Bei Innichen passierte ich gegen 22:30 Uhr, es war bereits dunkel, die Grenze nach Österreich. Es begann leicht zu regnen, und ein Flackern am Horizont bahnte ein Gewitter an. Die Wetterapp sagte ein starkes Gewitter voraus. Das Blitzen wurde mehr, aber noch war kein Donner zu vernehmen. Dennoch wurde es mir langsam zu brenzlig. Nirgendwo ein passender Platz um dem Gewitter zu trotzen, und das Nachtlager aufzuschlagen.
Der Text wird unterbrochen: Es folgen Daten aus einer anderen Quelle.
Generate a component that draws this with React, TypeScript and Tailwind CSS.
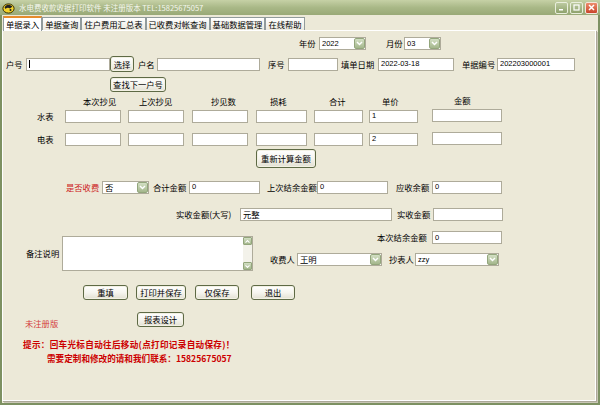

Kein Airbnb oder Hotel irgendwo in der Nähe. Auf dem Gelände eines Sägewerkes suchte ich Unterschlupf zwischen hohen Stapeln von Holz. War der Schutz genug? Oder würden die kunstvoll aufgetürmten Holzstapel bei starken Böen eher zusammenfallen? Ich fuhr lieber erst einmal weiter. Rund 5 km weiter Richtung Lienz, es begann jetzt stärker an zu regnen, fand ich einen perfekten Platz. Ein Ausflugslokal mit überdachter Terrasse. Ich war nicht der einzige Teilnehmer, der dort Unterschlupf fand. Vor mir hatte Johann Bollen, ein Teilnehmer aus Norddeutschland, die gleiche Idee. Ich gesellte mich neben Johann. Wir schoben jeder je zwei Bänke zusammen, die als Bett dienten. Und kurz darauf, am frühen Samstag, fiel ich in einen wohlverdienten Schlaf. Weder Blitze noch Donner konnten mich davon abhalten. Der Wecker klingelte um 4 Uhr. Mittlerweile hatten sich noch zwei weitere Teilnehmer zu und gesellt, beide total durchnässt. Ich packte meinen Krams zusammen und fuhr weiter Richtung Lienz. Ein Baustellenklo nur einige Kilometer weiter wurde gerne genutzt. Es war neblig und durch den starken Regen in der Nacht sehr feucht. In Oberdrauburg fand ich eine Bäckerei, in der ich mir ein Frühstück gönnte. Zwei warme Kakao, Brötchen, Croissants und Kaffee. Nach dem Frühstück kaufte ich gleich noch ein paar Teilchen ein, die in meinem Rucksack Platz fanden.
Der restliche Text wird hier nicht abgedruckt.